Synthesis of prostaglandins and cyclic AMP by cultured embryonic palate mesenchyme at various population densities.

During embryonic development, facial and palate mesenchymal cells exhibit differential growth rates. Normal palatal growth is regulated in part by hormones and growth factors. Because hormonal responsiveness of some cells correlates with their cell density, we have investigated the relationship between embryonic palate mesenchymal cell population density and their ability to synthesize prostaglandins (PGs) and cyclic AMP. Primary cultures of palate mesenchymal cells exhibited typical lag, log, and stationary phases of growth with a doubling time of 32-34 hrs. The ability of cells to produce PGE2 in response to a calcium ionophore (A23187), an activator of phospholipase A2 (melittin), arachidonic acid, or serum was maximal during the period of early exponential growth. Prostaglandin F2 alpha synthesis in response to A23187 or arachidonic acid showed a similar transient increase also corresponding temporally to the period of early exponential growth. The ability to synthesize PGF2 alpha in response to melittin, however, failed to diminish after early exponential growth. The pattern of cAMP synthesis in response to isoproterenol and PGE1 was different from that seen for induced prostaglandin synthesis. A transient increase in sensitivity to isoproterenol and PGE1 was seen that corresponded temporally to the period of late exponential growth just prior to attainment of confluency.
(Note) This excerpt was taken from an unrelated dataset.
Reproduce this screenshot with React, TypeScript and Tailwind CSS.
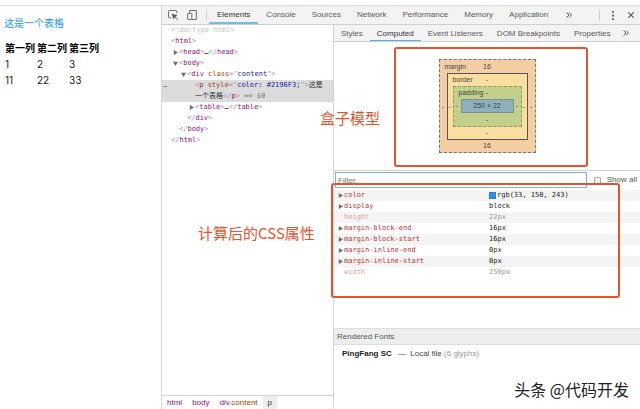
import React, { useState } from "react";

const UI = "font-['Liberation_Sans','Noto_Sans_CJK_SC',sans-serif]";
const MONO = "font-['DejaVu_Sans_Mono','Noto_Sans_CJK_SC',monospace]";
const PAGE = "font-['Inter','Noto_Sans_CJK_SC',sans-serif]";
const CJK = "font-['Noto_Sans_CJK_SC',sans-serif]";

const mainTabs = ["Elements", "Console", "Sources", "Network", "Performance", "Memory", "Application"];
const sideTabs = ["Styles", "Computed", "Event Listeners", "DOM Breakpoints", "Properties"];

type Prop = { name: string; value: string; swatch?: boolean; inherited?: boolean };

const computed: Prop[] = [
  { name: "color", value: "rgb(33, 150, 243)", swatch: true },
  { name: "display", value: "block" },
  { name: "height", value: "22px", inherited: true },
  { name: "margin-block-end", value: "16px" },
  { name: "margin-block-start", value: "16px" },
  { name: "margin-inline-end", value: "0px" },
  { name: "margin-inline-start", value: "0px" },
  { name: "width", value: "250px", inherited: true },
];

function Arrow({ open = false }: { open?: boolean }) {
  return (
    <svg viewBox="0 0 6 6" className="h-[5px] w-[5px] shrink-0 fill-[#6e6e6e]" aria-hidden="true">
      {open ? <path d="M0 1h6L3 6z" /> : <path d="M1 0v6l5-3z" />}
    </svg>
  );
}

function Chevrons() {
  return (
    <svg viewBox="0 0 6 6" className="h-[6px] w-[6px] fill-none stroke-[#5a5a5a]" strokeWidth="1" aria-hidden="true">
      <path d="M.5.5 3 3 .5 5.500M3 .5 5.500 3 3 5.500" />
    </svg>
  );
}

function Tag({ name, close = false, children }: { name: string; close?: boolean; children?: React.ReactNode }) {
  return (
    <span className="text-[#a894a6]">
      &lt;{close && "/"}
      <span className="text-[#881280]">{name}</span>
      {children}&gt;
    </span>
  );
}

function Attr({ name, value }: { name: string; value: string }) {
  return (
    <>
      {" "}
      <span className="text-[#994500]">{name}</span>="<span className="text-[#1a1aa6]">{value}</span>"
    </>
  );
}

// one line of the DOM tree: a 6px arrow gutter, then the markup
function Line({ indent, arrow, children }: { indent: string; arrow?: "open" | "closed"; children: React.ReactNode }) {
  return (
    <div className={`flex h-[11px] items-center ${indent}`}>
      <span className="w-[6px] shrink-0">{arrow && <Arrow open={arrow === "open"} />}</span>
      <span className="whitespace-nowrap">{children}</span>
    </div>
  );
}

function WebPage() {
  return (
    <main className={`w-[162px] shrink-0 border-r border-[#d8d8d8] px-1 pt-[9px] text-[10px] leading-4 text-[#222] ${PAGE}`}>
      <p className="text-[#2196f3]">这是一个表格</p>
      <table className="mt-[9px] border-separate border-spacing-x-px text-left">
        <thead>
          <tr className="text-black">
            <th className="pr-px font-bold">第一列</th>
            <th className="pr-px font-bold">第二列</th>
            <th className="font-bold">第三列</th>
          </tr>
        </thead>
        <tbody>
          <tr>
            <td>1</td>
            <td>2</td>
            <td>3</td>
          </tr>
          <tr>
            <td>11</td>
            <td>22</td>
            <td>33</td>
          </tr>
        </tbody>
      </table>
    </main>
  );
}

function Toolbar() {
  const [active, setActive] = useState("Elements");
  return (
    <div className="flex h-[19px] shrink-0 items-stretch border-b border-[#cfcfcf] bg-[#f3f3f3] text-[8px] text-[#5a5a5a]">
      <button aria-label="Inspect element" className="pl-[6px] pr-[9px]">
        <svg viewBox="0 0 12 12" className="h-[10px] w-[10px] fill-none stroke-[#6e6e6e]" strokeWidth="1.2">
          <path d="M4 9.500H1.600a1 1 0 0 1-1-1V1.600a1 1 0 0 1 1-1h7.900a1 1 0 0 1 1 1V4" />
          <path d="M4.500 4.200 11.400 6.600 8.700 8l3 3-.8.800-3-3-1.300 2.600z" className="fill-[#5a5a5a] stroke-none" />
        </svg>
      </button>
      <button aria-label="Toggle device toolbar" className="pr-[9px]">
        <svg viewBox="0 0 12 12" className="h-[10px] w-[10px] fill-none stroke-[#6e6e6e]" strokeWidth="1.2">
          <path d="M3 3.500V.6h8.200v10.800H6" />
          <rect x=".8" y="4" width="5" height="7.400" rx=".5" />
        </svg>
      </button>
      <span className="my-1 mr-[2px] w-px bg-[#ccc]" />
      <nav className="flex">
        {mainTabs.map((t) => (
          <button
            key={t}
            onClick={() => setActive(t)}
            className={`border-b-2 px-2 pt-0.5 ${t === active ? "border-[#6cc0e5] text-[#333]" : "border-transparent"}`}
          >
            {t}
          </button>
        ))}
      </nav>
      <button aria-label="More tabs" className="px-[10px]">
        <Chevrons />
      </button>
      <span className="my-1 ml-auto w-px bg-[#ccc]" />
      <button aria-label="Customize DevTools" className="pl-3 pr-[14px]">
        <svg viewBox="0 0 2 10" className="h-[9px] w-[2px] fill-[#5a5a5a]">
          <path d="M0 0h2v2H0zM0 4h2v2H0zM0 8h2v2H0z" />
        </svg>
      </button>
      <button aria-label="Close" className="pr-[6px]">
        <svg viewBox="0 0 6 6" className="h-[6px] w-[6px] fill-none stroke-[#5a5a5a]" strokeWidth="1.200">
          <path d="m.3.3 5.400 5.400M5.700.3.3 5.700" />
        </svg>
      </button>
    </div>
  );
}

function DomTree() {
  return (
    <section className="relative flex w-[172px] shrink-0 flex-col border-r border-[#d4d4d4]">
      <div className={`flex-1 text-[7px] ${MONO}`}>
        <Line indent="pl-[3px]">
          <span className="text-[#c0c0c0]">&lt;!doctype html&gt;</span>
        </Line>
        <Line indent="pl-[3px]">
          <Tag name="html" />
        </Line>
        <Line indent="pl-[11px]" arrow="closed">
          <Tag name="head" />…<Tag name="head" close />
        </Line>
        <Line indent="pl-[11px]" arrow="open">
          <Tag name="body" />
        </Line>
        <Line indent="pl-[19px]" arrow="open">
          <Tag name="div">
            <Attr name="class" value="content" />
          </Tag>
        </Line>
        <div className="flex bg-[#dcdcdc] leading-[11px] text-[#333]">
          <span className="w-[33px] shrink-0 pl-px text-[#666]">…</span>
          <div className="whitespace-nowrap">
            <div>
              <Tag name="p">
                <Attr name="style" value="color: #2196F3;" />
              </Tag>
              <span>这是</span>
            </div>
            <div>
              <span>一个表格</span>
              <Tag name="p" close />
              <span className="text-[#777]">
                {" "}
                == <i>$0</i>
              </span>
            </div>
          </div>
        </div>
        <Line indent="pl-[27px]" arrow="closed">
          <Tag name="table" />…<Tag name="table" close />
        </Line>
        <Line indent="pl-[19px]">
          <Tag name="div" close />
        </Line>
        <Line indent="pl-[11px]">
          <Tag name="body" close />
        </Line>
        <Line indent="pl-[3px]">
          <Tag name="html" close />
        </Line>
      </div>
      <div className="flex h-[14px] border-t border-[#d4d4d4] text-[8px] leading-[14px] text-[#881280]">
        <a href="#html" className="px-[5px]">html</a>
        <a href="#body" className="px-[5px]">body</a>
        <a href="#content" className="px-[5px]">
          div<span className="text-[#994500]">.content</span>
        </a>
        <a href="#p" className="bg-[#ededed] px-[5px] text-[#333]">p</a>
      </div>
      <Note className="left-9 top-[198px]">计算后的CSS属性</Note>
      <Note className="left-[158px] top-[83px]">盒子模型</Note>
    </section>
  );
}

function Note({ className, children }: { className: string; children: React.ReactNode }) {
  return (
    <span className={`absolute z-10 whitespace-nowrap text-[15px] leading-5 text-[#e8532f] ${CJK} ${className}`}>
      {children}
    </span>
  );
}

function Ring({
  label,
  value,
  className,
  top,
  side,
  bottom,
  children,
}: {
  label: string;
  value: string;
  className: string;
  top: string;
  side: string;
  bottom: string;
  children: React.ReactNode;
}) {
  return (
    <div className={`w-full border ${className}`}>
      <div className={`grid grid-cols-[1fr_auto_1fr] items-center ${top}`}>
        <span className="w-0 whitespace-nowrap pl-[5px]">{label}</span>
        <span>{value}</span>
      </div>
      <div className="flex items-center">
        <span className={`shrink-0 text-center ${side}`}>-</span>
        {children}
        <span className={`shrink-0 text-center ${side}`}>-</span>
      </div>
      <div className={`flex items-center justify-center ${bottom}`}>{value}</div>
    </div>
  );
}

function BoxModel() {
  return (
    <div className="relative flex h-[129px] shrink-0 justify-center border-b border-[#d4d4d4] pt-[17px]">
      <div className="w-[97px] text-[7px] leading-[8px] text-[#444]">
        <Ring label="margin" value="16" top="h-[13px]" side="w-[7px]" bottom="h-3" className="border-dashed border-[#777] bg-[#f4cda2]">
          <Ring label="border" value="-" top="h-3" side="w-[5px]" bottom="h-3" className="border-[#555] bg-[#fbdea0]">
            <Ring label="padding" value="-" top="h-3" side="w-[7px]" bottom="h-[13px]" className="border-dashed border-[#8a9a68] bg-[#c3d08b]">
              <div className="h-[14px] flex-1 whitespace-nowrap border border-[#7d8f92] bg-[#8cb1bd] text-center leading-3">250 × 22</div>
            </Ring>
          </Ring>
        </Ring>
      </div>
      <div className="pointer-events-none absolute bottom-[3px] left-[60px] right-[52px] top-[5px] rounded-[3px] border-2 border-[#e8532f]" />
    </div>
  );
}

function Sidebar() {
  const [active, setActive] = useState("Computed");
  return (
    <aside className="flex min-w-0 flex-1 flex-col">
      <div className="flex h-[17px] shrink-0 border-b border-[#d0d0d0] bg-[#f3f3f3] text-[8px] text-[#5a5a5a]">
        {sideTabs.map((t) => (
          <button
            key={t}
            onClick={() => setActive(t)}
            className={`whitespace-nowrap border-b px-[7px] pt-0.5 ${t === active ? "border-[#5aaee8] text-[#333]" : "border-transparent"}`}
          >
            {t}
          </button>
        ))}
        <button aria-label="More panes" className="px-[6px]">
          <Chevrons />
        </button>
      </div>
      <BoxModel />
      <div className="relative h-[157px] shrink-0">
        <div className="flex h-[19px] items-start gap-[7px] pl-px pr-[3px] pt-px text-[8px] text-[#555]">
          <input
            type="text"
            aria-label="Filter"
            placeholder="Filter"
            className="h-4 min-w-0 flex-1 border border-[#7db4e6] px-[2px] placeholder:text-[#757575]"
          />
          <label className="flex h-4 items-center gap-[6px] whitespace-nowrap">
            <input type="checkbox" className="h-[7px] w-[7px] appearance-none rounded-[1px] border border-[#aaa] bg-[#f5f5f5]" />
            Show all
          </label>
        </div>
        <table className={`w-full table-fixed text-left text-[7px] leading-[11px] ${MONO}`}>
          <tbody>
            {computed.map((p) => (
              <tr key={p.name} className="h-[11px] odd:bg-[#f4f4f4]">
                <th scope="row" className={`p-0 font-normal ${p.inherited ? "text-[#e0a0a0]" : "text-[#c03030]"}`}>
                  <span className="flex items-center pl-1">
                    <span className="w-[6px]">{!p.inherited && <Arrow />}</span>
                    {p.name}
                  </span>
                </th>
                <td className={`p-0 ${p.inherited ? "text-[#999]" : "text-[#222]"}`}>
                  <span className="flex items-center gap-px pl-[2px]">
                    {p.swatch && <span className="h-[7px] w-[7px] border border-[#3a78c4] bg-[#2196f3]" />}
                    {p.value}
                  </span>
                </td>
              </tr>
            ))}
          </tbody>
        </table>
        <div className="pointer-events-none absolute -left-[3px] bottom-[30px] right-5 top-3 z-10 rounded-[3px] border-2 border-[#e8532f]" />
      </div>
      <h2 className="h-[17px] border-y border-[#ddd] bg-[#eee] pl-[3px] text-[8px] leading-4 text-[#555]">Rendered Fonts</h2>
      <p className="pl-2 pt-1 text-[8px] leading-[10px] text-[#444]">
        <b className="pr-1 text-[#222]">PingFang SC</b> — <span className="pl-[2px]">Local file</span>{" "}
        <span className="text-[#999]">(6 glyphs)</span>
      </p>
      <div className={`mt-auto self-end whitespace-nowrap pb-[8px] pr-[11px] text-[16px] leading-6 text-[#222] ${CJK}`}>
        头条 @代码开发
      </div>
    </aside>
  );
}

export default function App() {
  return (
    <div className={`flex min-h-screen flex-col bg-white pt-[5px] ${UI}`}>
      <div className="flex flex-1 border-t border-[#dcdcdc]">
        <WebPage />
        <div className="flex min-w-0 flex-1 flex-col">
          <Toolbar />
          <div className="flex flex-1">
            <DomTree />
            <Sidebar />
          </div>
        </div>
      </div>
    </div>
  );
}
Decreased sensitivity to stimulation of either prostaglandin or cAMP production as the cells became confluent was shown to be a density-dependent phenomenon; confluent cultures that were subcultured to reestablish logarithmic growth exhibited density-dependent hormonal responses identical to those seen in primary cultures. The ability of palate mesenchymal cells to synthesize both prostaglandins and cAMP, thought to be critical for proper palatal development, might thus be related to local differential craniofacial growth rates.